Published date: 16 July 2017 |
Published by: Owen Evans 
Read more articles by Owen Evans  Email reporter


MORE than £230,000 has been paid out by Flintshire Council on consultants.

Figures released by the local authority reveal that it commissioned at least £239,635 worth of work from consultants and payment of non-permanent posts in 2016/17.

The figures released only show consultancies earning the equivalant of more than £60,000 annually – so the actual amount spent is likely to be much higher.

The highest amount paid out to a company was £62,833 for what is listed as “specialist advice site remediation” at the former Euticals site in Sandycroft.

The figures were released as part of an annual report, produced following a notice of motion from councillors calling for greater transparency of the costs.

In a report, the council’s corporate finance manager Gary Ferguson said: “The notice of motion specifically requests information on the salaries of consultants and those in non-permanent posts.

“Figures have been taken from the general ledger on codes used for consultancy that are categorised on the basis of the ‘retained consultant’ and ‘project consultant’ definitions and of agency workers.

“These will be on an accruals rather than a cash basis, therefore relating to costs of services provided during the year, rather than amounts physically paid during the year.”

Last year serious concerns were raised about the level of spending on consultants at Flintshire Council after a damning internal report which said a lack of ‘key controls’ meant there could be a ‘high probability of loss, fraud, impropriety, waste, damage to reputation and/or failure to deliver objectives’ from spending on consultants.

The report stated that while a look at the general ledger of accounts showed a spend of £2.8 million in 2015/16 – misinterpretation and miscoding meant officers did not know exactly how much was spent – but it was likely to be a far smaller sum.

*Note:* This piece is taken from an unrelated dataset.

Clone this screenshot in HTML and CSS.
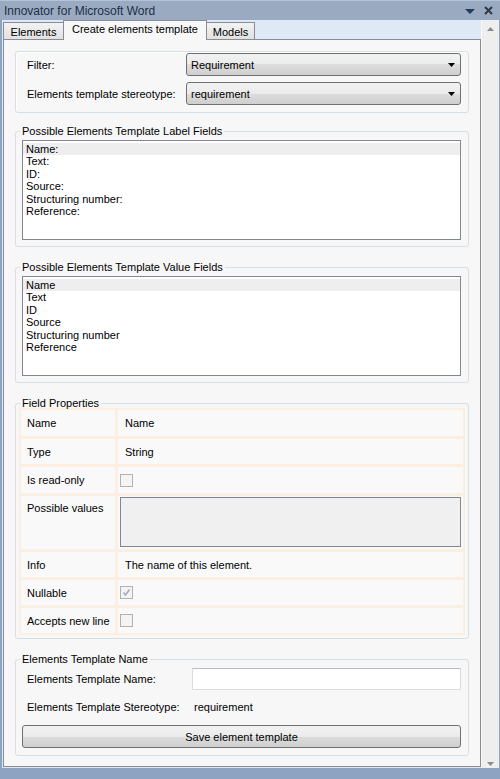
FILE: index.html
```html
<!DOCTYPE html>
<html>
<head>
<meta charset="utf-8">
<link rel="stylesheet" href="styles.css">
</head>
<body>
<div class="window">
  <div class="titlebar">
    <span class="title">Innovator for Microsoft Word</span>
    <span class="title-icons">
      <svg class="menu-arrow" width="10" height="6" viewBox="0 0 10 6"><path d="M0 0H10L5 5Z" fill="#1f3b66"/></svg>
      <svg class="close-x" width="9" height="9" viewBox="0 0 9 9"><path d="M1 1L8 8M8 1L1 8" stroke="#2e3846" stroke-width="2"/></svg>
    </span>
  </div>
  <div class="frame">
    <div class="body">
      <div class="main">
        <div class="tabs">
          <div class="tab tab-elements">Elements</div>
          <div class="tab tab-active">Create elements template</div>
          <div class="tab tab-models">Models</div>
        </div>
        <div class="panel">
          <div class="group-plain">
            <span class="lbl">Filter:</span>
            <div class="combo"><span>Requirement</span><svg width="7" height="4" viewBox="0 0 7 4"><path d="M0 0H7L3.5 4Z" fill="#000"/></svg></div>
            <span class="lbl">Elements template stereotype:</span>
            <div class="combo"><span>requirement</span><svg width="7" height="4" viewBox="0 0 7 4"><path d="M0 0H7L3.5 4Z" fill="#000"/></svg></div>
          </div>

          <fieldset class="grp grp-list">
            <legend>Possible Elements Template Label Fields</legend>
            <div class="listbox">
              <div class="item sel">Name:</div>
              <div class="item">Text:</div>
              <div class="item">ID:</div>
              <div class="item">Source:</div>
              <div class="item">Structuring number:</div>
              <div class="item">Reference:</div>
            </div>
          </fieldset>

          <fieldset class="grp grp-list">
            <legend>Possible Elements Template Value Fields</legend>
            <div class="listbox">
              <div class="item sel">Name</div>
              <div class="item">Text</div>
              <div class="item">ID</div>
              <div class="item">Source</div>
              <div class="item">Structuring number</div>
              <div class="item">Reference</div>
            </div>
          </fieldset>

          <fieldset class="grp grp-props">
            <legend>Field Properties</legend>
            <div class="props">
              <div class="pl">Name</div><div class="pv">Name</div>
              <div class="pl">Type</div><div class="pv">String</div>
              <div class="pl">Is read-only</div><div class="pv pv-ctl"><span class="chk"></span></div>
              <div class="pl pl-top">Possible values</div><div class="pv pv-area"><div class="area"></div></div>
              <div class="pl">Info</div><div class="pv">The name of this element.</div>
              <div class="pl">Nullable</div><div class="pv pv-ctl"><span class="chk"><svg width="11" height="11" viewBox="0 0 11 11"><path d="M2.5 5.5L4.5 8L8.5 2.5" fill="none" stroke="#a6adbd" stroke-width="1.6"/></svg></span></div>
              <div class="pl">Accepts new line</div><div class="pv pv-ctl"><span class="chk"></span></div>
            </div>
          </fieldset>

          <fieldset class="grp grp-name">
            <legend>Elements Template Name</legend>
            <div class="name-row">
              <span class="lbl2">Elements Template Name:</span>
              <div class="textbox"></div>
            </div>
            <div class="name-row row-stereo">
              <span class="lbl2">Elements Template Stereotype:</span>
              <span class="stereo-val">requirement</span>
            </div>
            <div class="button">Save element template</div>
          </fieldset>
        </div>
      </div>
      <div class="scrollbar">
        <svg width="7" height="4" viewBox="0 0 7 4"><path d="M0 4H7L3.5 0Z" fill="#8a8a8a"/></svg>
        <svg width="7" height="4" viewBox="0 0 7 4"><path d="M0 0H7L3.5 4Z" fill="#8a8a8a"/></svg>
      </div>
    </div>
  </div>
</div>
</body>
</html>
```

FILE: styles.css
```css
* { box-sizing: border-box; }
html, body { margin: 0; padding: 0; background: #fff; }
body { font-family: "Liberation Sans", Arial, sans-serif; font-size: 11px; color: #000; }

.window { width: 500px; height: 779px; display: flex; flex-direction: column; background: #8ea3c1; }

.titlebar { height: 20px; display: flex; align-items: center; justify-content: space-between; background: #9aabc1; border-top: 1px solid #b4c3d7; padding: 0 7px 0 4px; }
.title { font-size: 12px; color: #1d2e46; }
.title-icons { display: flex; align-items: center; gap: 9px; }
.menu-arrow { margin-top: 2px; }

.frame { flex: 1; display: flex; flex-direction: column; padding: 0 1px 11px 2px; }
.body { flex: 1; display: flex; background: #dfe9f6; }
.main { flex: 1; display: flex; flex-direction: column; padding-left: 1px; }

.tabs { height: 19px; display: flex; align-items: flex-end; padding-left: 0; position: relative; z-index: 1; }
.tab { height: 17px; border: 1px solid #898c95; border-bottom: none; background: linear-gradient(#f3f3f3, #e1e1e1); display: flex; align-items: center; justify-content: center; padding-top: 2px; font-size: 11px; }
.tab-elements { width: 60px; border-right: none; }
.tab-active { width: 144px; height: 20px; margin-bottom: -1px; background: #f7f7f7; padding-top: 0; padding-bottom: 3px; }
.tab-models { width: 48px; border-left: none; }

.panel { flex: 1; margin-bottom: 1px; border: 1px solid #898c95; background: #f7f7f7; padding: 0 11px; display: flex; flex-direction: column; }

.group-plain { margin-top: 11px; border: 1px solid #d5dfe5; border-radius: 3px; padding: 1px 7px 7px 11px; display: grid; grid-template-columns: 159px 1fr; row-gap: 6px; align-items: center; box-shadow: inset 1px 1px 0 #fff; }
.combo { height: 23px; border: 1px solid #707070; border-radius: 3px; background: linear-gradient(#f2f2f2 0%, #ebebeb 50%, #dddddd 50%, #cfcfcf 100%); display: flex; align-items: center; justify-content: space-between; padding: 0 5px 0 4px; }

.grp { margin: 14px 0 0; border: 1px solid #d5dfe5; border-radius: 3px; min-width: 0; }
.grp legend { padding: 0 2px; height: 13px; line-height: 13px; font-size: 11px; }
.grp-list { margin-top: 12px; padding: 0 7px 6px 4px; }
.grp-list + .grp-list { margin-top: 14px; }

.listbox { margin: 2px 0 0 2px; height: 100px; border: 1px solid #828790; background: #fff; padding-top: 2px; }
.item { height: 12.4px; line-height: 12.4px; padding-left: 3px; }
.item.sel { background: #eeeeee; }

.grp-props { padding: 0 3px 3px 3px; }
.grp-props legend { margin-left: 1px; }
.props { margin-top: -2px; display: grid; grid-template-columns: 94px 1fr; grid-template-rows: 26px 25px 26px 53px 25px 25px 25px; gap: 3px; padding: 2px; background: #fcefe2; }
.pl { background: #f9f9f9; display: flex; align-items: center; padding-left: 6px; }
.pl-top { align-items: flex-start; padding-top: 6px; }
.pv { background: #f9f9f9; display: flex; align-items: center; padding-left: 7px; }
.pv-ctl { padding-left: 2px; }
.pv-area { padding: 1px 2px 2px 2px; align-items: stretch; }
.area { flex: 1; background: #f0f0f0; border: 1px solid #82868f; }
.chk { width: 13px; height: 13px; border: 1px solid #b1b1b1; background: #f4f4f4; display: flex; align-items: center; justify-content: center; }

.grp-name { padding: 0 7px 7px 4px; }
.name-row { margin: 2px 0 0 2px; height: 22px; display: grid; grid-template-columns: 165px 1fr; align-items: center; padding-left: 5px; }
.row-stereo { margin-top: 7px; height: 20px; }
.textbox { height: 22px; border: 1px solid #dadce2; border-top-color: #b9bcc4; background: #fff; }
.stereo-val { padding-left: 2px; }
.button { margin: 8px 0 0 2px; height: 23px; border: 1px solid #707070; border-radius: 3px; background: linear-gradient(#f2f2f2 0%, #ebebeb 50%, #dddddd 50%, #cfcfcf 100%); display: flex; align-items: center; justify-content: center; }

.scrollbar { width: 18px; background: #eeeeee; border-left: 1px solid #f8f8f8; display: flex; flex-direction: column; justify-content: space-between; align-items: center; padding: 7px 0 2px; }
```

Following the report, a number of protocols were put into place to ensure the use of consultants was clearer, as well as more strictly controlled.

The report on the 2016/17 figures, released ahead of a meeting of the council’s Audit Committee next week, also shows spending on posts for people on temporary contracts earning more than the equivelant of £60,000 annually.

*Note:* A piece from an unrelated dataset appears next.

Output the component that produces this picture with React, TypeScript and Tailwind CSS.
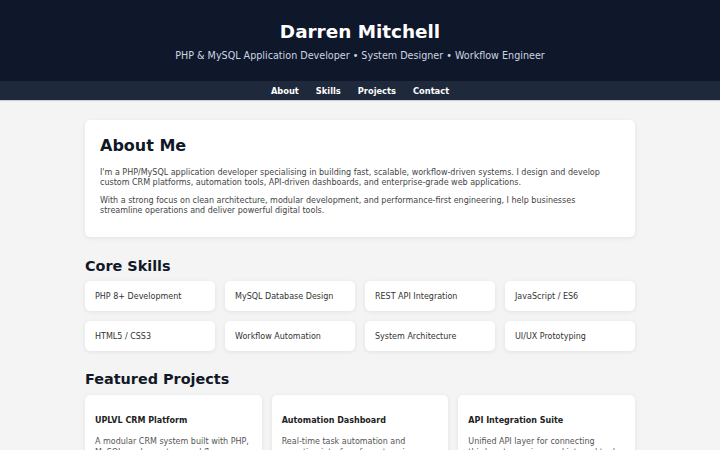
import React from "react";

const skills = [
  "PHP 8+ Development",
  "MySQL Database Design",
  "REST API Integration",
  "JavaScript / ES6",
  "HTML5 / CSS3",
  "Workflow Automation",
  "System Architecture",
  "UI/UX Prototyping",
];

const projects = [
  {
    title: "UPLVL CRM Platform",
    body: (
      <>A modular CRM system built with PHP, MySQL, and a custom workflow architecture for managing clients, leads and pipelines.</>
    ),
  },
  {
    title: "Automation Dashboard",
    body: (
      <>Real-time task automation and reporting interface for enterprise teams, with scheduled jobs and live status tracking.</>
    ),
  },
  {
    title: "API Integration Suite",
    body: (
      <>
        Unified API layer for connecting <span className="whitespace-nowrap">third-party</span> services and internal tools through a single secure gateway.
      </>
    ),
  },
];

export default function App() {
  return (
    <div className="min-h-screen bg-[#f4f4f4] font-['DejaVu_Sans',sans-serif] text-[8px] leading-[10px] text-[#333]">
      {/* header */}
      <header className="bg-[#0f172a] pt-[21px] pb-[19px] text-center text-white">
        <h1 className="text-[18.4px] leading-[22px] font-bold">Darren Mitchell</h1>
        <p className="mt-[6px] text-[9.6px] leading-[13px] text-[#cbd5e1]">
          PHP &amp; MySQL Application Developer • System Designer • Workflow Engineer
        </p>
      </header>

      <nav className="flex h-[19px] items-center justify-center gap-[17px] bg-[#1e293b] shadow-[0_1px_1px_rgba(0,0,0,0.15)]">
        {["About", "Skills", "Projects", "Contact"].map((l) => (
          <a key={l} className="text-[8.3px] leading-[10px] font-bold text-white">
            {l}
          </a>
        ))}
      </nav>

      <main className="mx-auto w-[550px] pt-[20px] pb-[20px]">
        {/* about */}
        <section className="rounded-[5px] bg-white px-[15px] pt-[16px] pb-[15px] shadow-[0_1px_4px_rgba(0,0,0,0.08)]">
          <h2 className="text-[16px] leading-[20px] font-bold text-[#111827]">About Me</h2>
          <p className="mt-[12px] text-[#444]">
            I'm a PHP/MySQL application developer specialising in building fast, scalable, workflow-driven systems. I design and develop custom CRM platforms, automation tools, API-driven dashboards, and enterprise-grade web applications.
          </p>
          <p className="mt-[8px] mb-[6px] text-[#444]">
            With a strong focus on clean architecture, modular development, and performance-first engineering, I help businesses streamline operations and deliver powerful digital tools.
          </p>
        </section>

        {/* skills */}
        <section className="mt-[20px]">
          <h2 className="text-[14.4px] leading-[18px] font-bold text-[#111827]">Core Skills</h2>
          <div className="mt-[6px] grid grid-cols-4 gap-[10px]">
            {skills.map((s) => (
              <div
                key={s}
                className="flex h-[30px] items-center rounded-[5px] bg-white px-[10px] pt-[2px] text-[#333] shadow-[0_1px_4px_rgba(0,0,0,0.08)]"
              >
                {s}
              </div>
            ))}
          </div>
        </section>

        {/* projects */}
        <section className="mt-[19px]">
          <h2 className="text-[14.4px] leading-[18px] font-bold text-[#111827]">Featured Projects</h2>
          <div className="mt-[7px] grid grid-cols-3 gap-[10px]">
            {projects.map((p) => (
              <div
                key={p.title}
                className="rounded-[5px] bg-white px-[10px] pt-[21px] pb-[15px] shadow-[0_1px_4px_rgba(0,0,0,0.08)]"
              >
                <h3 className="text-[8px] leading-[10px] font-bold text-[#222]">{p.title}</h3>
                <p className="mt-[10px] leading-[11px] text-[#555]">{p.body}</p>
              </div>
            ))}
          </div>
        </section>
      </main>
    </div>
  );
}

It shows that at least £259,194 was forked out to secure people on short term contracts.

The highest amount was provided to an ‘Integrated Transport Unit Manager’ who cost the council £73,273.

Mr Ferguson explained: “Where such arrangements are in place, the council has procured the services of individuals to fulfil the requirements of the post through a contract with another organisation.

“The council paid the organisation, and that organisation employed and paid a salary to the individual.”